::: Data shown :::

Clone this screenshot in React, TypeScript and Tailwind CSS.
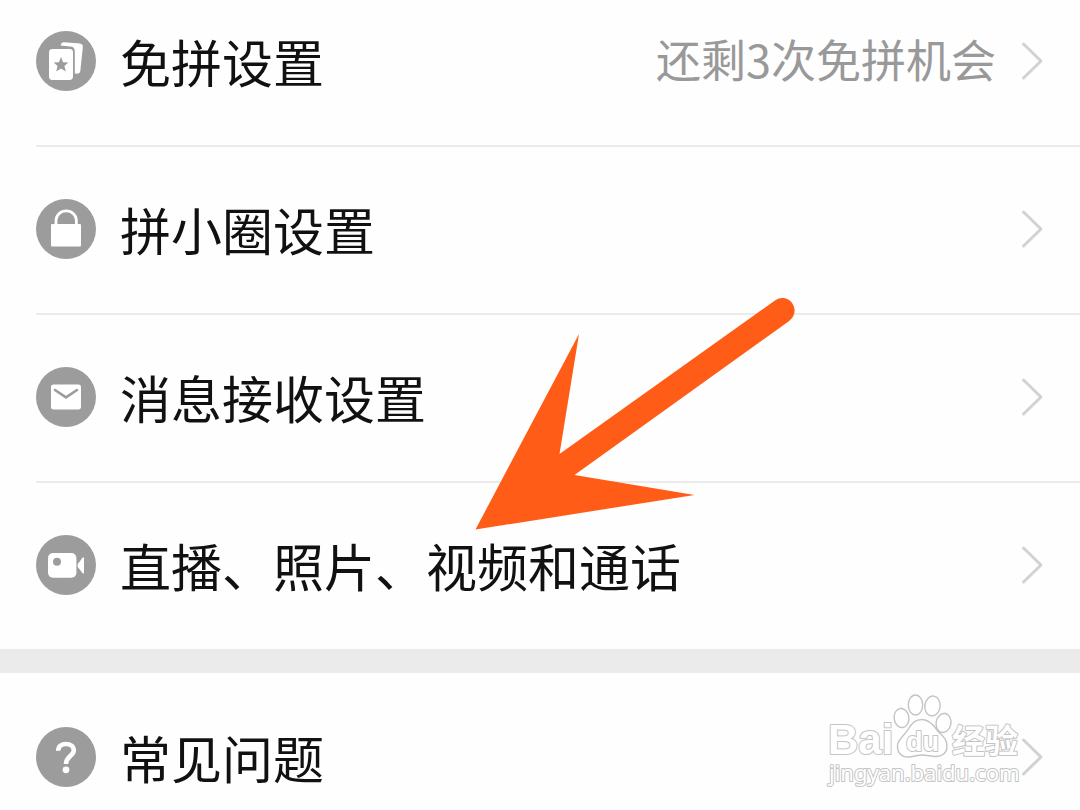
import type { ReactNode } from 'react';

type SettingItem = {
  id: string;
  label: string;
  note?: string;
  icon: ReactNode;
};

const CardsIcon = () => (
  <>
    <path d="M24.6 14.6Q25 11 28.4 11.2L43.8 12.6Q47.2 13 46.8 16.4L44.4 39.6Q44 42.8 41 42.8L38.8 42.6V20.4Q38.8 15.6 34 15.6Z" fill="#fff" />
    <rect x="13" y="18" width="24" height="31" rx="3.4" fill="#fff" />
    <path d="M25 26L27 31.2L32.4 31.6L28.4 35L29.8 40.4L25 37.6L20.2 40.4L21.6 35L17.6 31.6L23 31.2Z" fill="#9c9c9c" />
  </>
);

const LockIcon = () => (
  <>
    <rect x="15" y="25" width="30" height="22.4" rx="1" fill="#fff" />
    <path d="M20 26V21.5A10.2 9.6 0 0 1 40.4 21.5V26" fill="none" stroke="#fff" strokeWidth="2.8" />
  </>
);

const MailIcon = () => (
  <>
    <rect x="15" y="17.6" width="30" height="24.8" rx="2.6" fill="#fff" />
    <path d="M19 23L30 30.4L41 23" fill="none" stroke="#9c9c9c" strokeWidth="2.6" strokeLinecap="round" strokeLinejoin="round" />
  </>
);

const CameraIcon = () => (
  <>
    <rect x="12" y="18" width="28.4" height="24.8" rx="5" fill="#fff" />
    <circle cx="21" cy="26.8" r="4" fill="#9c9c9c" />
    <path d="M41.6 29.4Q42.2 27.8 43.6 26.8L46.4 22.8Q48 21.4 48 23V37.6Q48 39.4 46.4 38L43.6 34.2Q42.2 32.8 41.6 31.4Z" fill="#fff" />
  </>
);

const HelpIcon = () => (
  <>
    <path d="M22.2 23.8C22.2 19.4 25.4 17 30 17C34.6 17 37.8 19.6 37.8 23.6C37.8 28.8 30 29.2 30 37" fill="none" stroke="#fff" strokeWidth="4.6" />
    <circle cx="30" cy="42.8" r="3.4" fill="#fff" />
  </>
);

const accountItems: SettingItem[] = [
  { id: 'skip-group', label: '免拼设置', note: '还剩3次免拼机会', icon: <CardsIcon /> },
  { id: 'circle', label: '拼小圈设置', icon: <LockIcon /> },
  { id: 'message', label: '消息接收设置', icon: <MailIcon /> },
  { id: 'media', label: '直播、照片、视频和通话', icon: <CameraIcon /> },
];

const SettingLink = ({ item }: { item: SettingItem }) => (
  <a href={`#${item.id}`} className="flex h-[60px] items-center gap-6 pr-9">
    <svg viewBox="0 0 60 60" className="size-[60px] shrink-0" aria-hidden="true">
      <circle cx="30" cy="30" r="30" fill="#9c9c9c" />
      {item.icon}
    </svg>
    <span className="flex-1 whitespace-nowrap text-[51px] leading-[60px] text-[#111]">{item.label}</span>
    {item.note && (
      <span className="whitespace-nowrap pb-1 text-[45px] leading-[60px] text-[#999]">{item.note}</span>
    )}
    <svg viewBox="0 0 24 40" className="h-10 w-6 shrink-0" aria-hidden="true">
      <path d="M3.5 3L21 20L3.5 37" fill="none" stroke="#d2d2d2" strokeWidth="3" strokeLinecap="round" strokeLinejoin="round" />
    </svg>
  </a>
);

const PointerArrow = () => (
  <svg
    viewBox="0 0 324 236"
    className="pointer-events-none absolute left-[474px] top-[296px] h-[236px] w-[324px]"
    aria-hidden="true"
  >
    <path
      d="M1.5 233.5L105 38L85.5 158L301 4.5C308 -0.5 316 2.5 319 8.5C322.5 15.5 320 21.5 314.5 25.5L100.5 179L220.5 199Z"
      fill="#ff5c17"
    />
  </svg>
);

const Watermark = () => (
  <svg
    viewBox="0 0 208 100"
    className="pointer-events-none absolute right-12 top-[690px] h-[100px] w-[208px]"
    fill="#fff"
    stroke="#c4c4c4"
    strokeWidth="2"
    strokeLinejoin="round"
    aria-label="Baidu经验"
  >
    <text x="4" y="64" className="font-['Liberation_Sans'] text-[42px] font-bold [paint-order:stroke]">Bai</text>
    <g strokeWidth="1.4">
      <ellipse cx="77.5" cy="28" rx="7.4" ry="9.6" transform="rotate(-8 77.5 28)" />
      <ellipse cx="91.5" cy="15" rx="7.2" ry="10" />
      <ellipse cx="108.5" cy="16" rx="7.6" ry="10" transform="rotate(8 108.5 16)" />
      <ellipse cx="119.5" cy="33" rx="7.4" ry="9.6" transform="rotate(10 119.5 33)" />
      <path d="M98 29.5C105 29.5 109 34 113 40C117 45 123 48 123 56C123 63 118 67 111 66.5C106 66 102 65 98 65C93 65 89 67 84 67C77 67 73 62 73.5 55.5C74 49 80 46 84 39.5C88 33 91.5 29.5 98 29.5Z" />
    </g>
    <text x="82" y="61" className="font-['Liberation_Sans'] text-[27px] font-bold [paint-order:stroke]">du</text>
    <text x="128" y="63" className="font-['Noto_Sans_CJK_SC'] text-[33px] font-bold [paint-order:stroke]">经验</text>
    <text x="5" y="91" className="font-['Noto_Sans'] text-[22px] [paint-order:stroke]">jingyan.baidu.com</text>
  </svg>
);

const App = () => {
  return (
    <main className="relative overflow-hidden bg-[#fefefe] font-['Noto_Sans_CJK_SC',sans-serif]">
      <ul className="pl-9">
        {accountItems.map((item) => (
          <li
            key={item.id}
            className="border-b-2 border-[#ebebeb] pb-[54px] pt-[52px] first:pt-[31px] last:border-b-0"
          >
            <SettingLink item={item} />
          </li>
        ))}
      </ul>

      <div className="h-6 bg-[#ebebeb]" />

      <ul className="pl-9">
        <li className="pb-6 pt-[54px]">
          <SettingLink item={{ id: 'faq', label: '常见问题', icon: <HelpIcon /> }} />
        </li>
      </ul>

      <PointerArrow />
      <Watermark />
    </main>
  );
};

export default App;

:::
::: Data shown :::

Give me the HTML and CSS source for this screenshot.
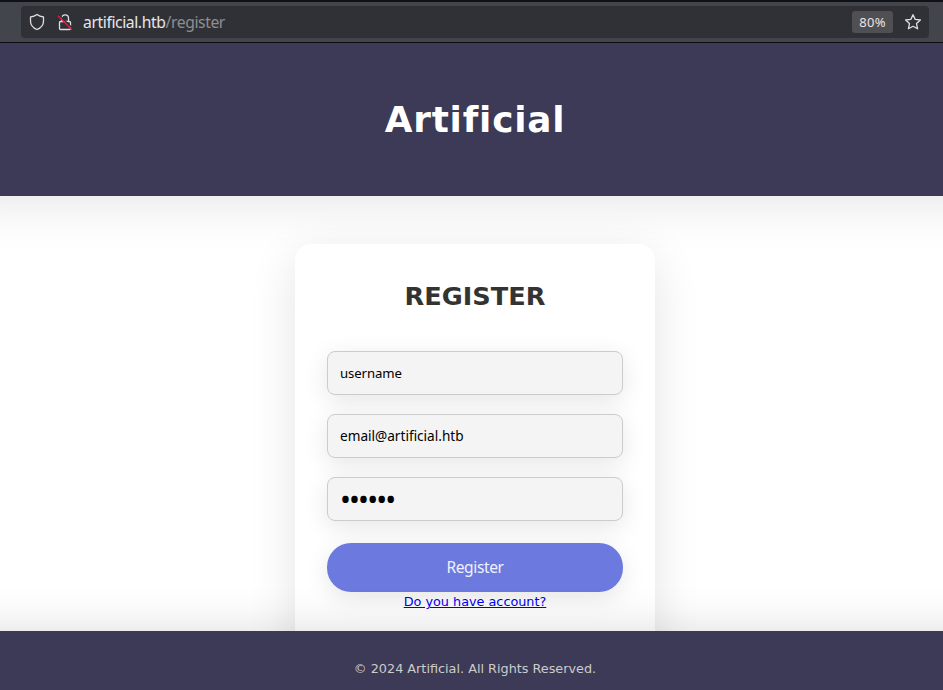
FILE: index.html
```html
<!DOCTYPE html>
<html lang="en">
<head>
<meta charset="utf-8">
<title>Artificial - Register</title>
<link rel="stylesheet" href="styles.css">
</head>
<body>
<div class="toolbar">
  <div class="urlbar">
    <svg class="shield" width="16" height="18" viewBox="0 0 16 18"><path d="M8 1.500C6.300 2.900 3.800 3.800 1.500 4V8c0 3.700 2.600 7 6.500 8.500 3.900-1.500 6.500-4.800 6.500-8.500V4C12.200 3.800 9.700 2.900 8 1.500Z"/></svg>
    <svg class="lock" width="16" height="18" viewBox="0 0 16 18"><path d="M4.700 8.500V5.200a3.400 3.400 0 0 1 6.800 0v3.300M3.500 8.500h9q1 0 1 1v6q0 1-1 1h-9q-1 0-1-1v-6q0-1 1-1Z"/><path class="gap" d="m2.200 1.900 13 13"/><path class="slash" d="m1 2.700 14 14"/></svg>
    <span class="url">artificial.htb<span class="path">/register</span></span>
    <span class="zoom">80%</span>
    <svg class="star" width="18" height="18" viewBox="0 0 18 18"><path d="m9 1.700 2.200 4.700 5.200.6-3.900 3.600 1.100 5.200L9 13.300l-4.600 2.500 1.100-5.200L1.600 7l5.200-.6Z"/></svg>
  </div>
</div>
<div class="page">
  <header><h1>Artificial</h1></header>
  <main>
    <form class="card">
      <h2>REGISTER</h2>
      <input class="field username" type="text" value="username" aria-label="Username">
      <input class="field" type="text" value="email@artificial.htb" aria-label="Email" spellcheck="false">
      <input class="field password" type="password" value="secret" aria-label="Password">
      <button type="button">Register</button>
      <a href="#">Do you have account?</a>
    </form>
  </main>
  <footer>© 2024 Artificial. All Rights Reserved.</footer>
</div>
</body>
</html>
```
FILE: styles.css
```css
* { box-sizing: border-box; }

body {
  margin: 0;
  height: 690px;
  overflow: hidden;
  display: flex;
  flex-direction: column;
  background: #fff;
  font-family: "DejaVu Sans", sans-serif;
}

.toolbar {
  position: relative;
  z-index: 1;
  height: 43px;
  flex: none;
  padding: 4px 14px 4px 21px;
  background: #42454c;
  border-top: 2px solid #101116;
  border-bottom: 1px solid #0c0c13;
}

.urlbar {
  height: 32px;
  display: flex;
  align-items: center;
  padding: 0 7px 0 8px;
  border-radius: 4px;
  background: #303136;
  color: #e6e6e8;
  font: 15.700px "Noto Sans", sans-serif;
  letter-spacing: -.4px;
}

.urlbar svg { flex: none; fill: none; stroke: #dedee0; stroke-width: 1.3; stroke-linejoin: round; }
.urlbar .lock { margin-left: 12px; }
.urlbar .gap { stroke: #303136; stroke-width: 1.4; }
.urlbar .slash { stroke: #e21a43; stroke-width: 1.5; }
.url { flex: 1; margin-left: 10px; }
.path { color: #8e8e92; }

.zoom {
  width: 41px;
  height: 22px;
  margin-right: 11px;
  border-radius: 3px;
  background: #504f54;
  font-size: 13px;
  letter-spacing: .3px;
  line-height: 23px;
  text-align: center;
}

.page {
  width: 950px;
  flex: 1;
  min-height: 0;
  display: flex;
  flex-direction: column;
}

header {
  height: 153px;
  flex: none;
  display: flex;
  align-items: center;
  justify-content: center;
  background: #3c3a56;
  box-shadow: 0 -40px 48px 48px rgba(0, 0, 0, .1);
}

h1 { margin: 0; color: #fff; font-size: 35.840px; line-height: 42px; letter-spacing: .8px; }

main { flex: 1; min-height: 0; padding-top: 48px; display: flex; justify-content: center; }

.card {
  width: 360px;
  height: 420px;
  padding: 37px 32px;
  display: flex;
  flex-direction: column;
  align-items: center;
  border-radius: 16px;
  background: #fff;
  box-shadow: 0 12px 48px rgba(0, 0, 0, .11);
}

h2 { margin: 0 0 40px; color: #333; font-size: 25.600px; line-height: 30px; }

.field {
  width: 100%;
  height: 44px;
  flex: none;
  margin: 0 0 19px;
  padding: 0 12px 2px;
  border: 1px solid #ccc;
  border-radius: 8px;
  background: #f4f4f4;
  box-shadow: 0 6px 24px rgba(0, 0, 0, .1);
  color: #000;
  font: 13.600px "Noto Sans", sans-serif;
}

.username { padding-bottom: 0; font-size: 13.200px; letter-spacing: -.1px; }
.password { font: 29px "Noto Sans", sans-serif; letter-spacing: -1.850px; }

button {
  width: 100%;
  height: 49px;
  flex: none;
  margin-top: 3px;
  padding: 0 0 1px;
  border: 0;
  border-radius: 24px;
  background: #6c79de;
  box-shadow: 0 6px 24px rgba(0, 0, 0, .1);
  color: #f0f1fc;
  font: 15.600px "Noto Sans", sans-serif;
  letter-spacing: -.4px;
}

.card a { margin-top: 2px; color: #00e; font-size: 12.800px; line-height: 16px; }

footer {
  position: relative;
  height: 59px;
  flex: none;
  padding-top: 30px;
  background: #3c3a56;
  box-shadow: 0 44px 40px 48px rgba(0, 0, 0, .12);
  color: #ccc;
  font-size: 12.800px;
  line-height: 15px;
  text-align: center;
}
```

:::

--- What you should do ---
Pick out the lines that have the word "this". Copy them all.

--- Final answer ---
Clone this screenshot in React, TypeScript and Tailwind CSS.
Give me the HTML and CSS source for this screenshot.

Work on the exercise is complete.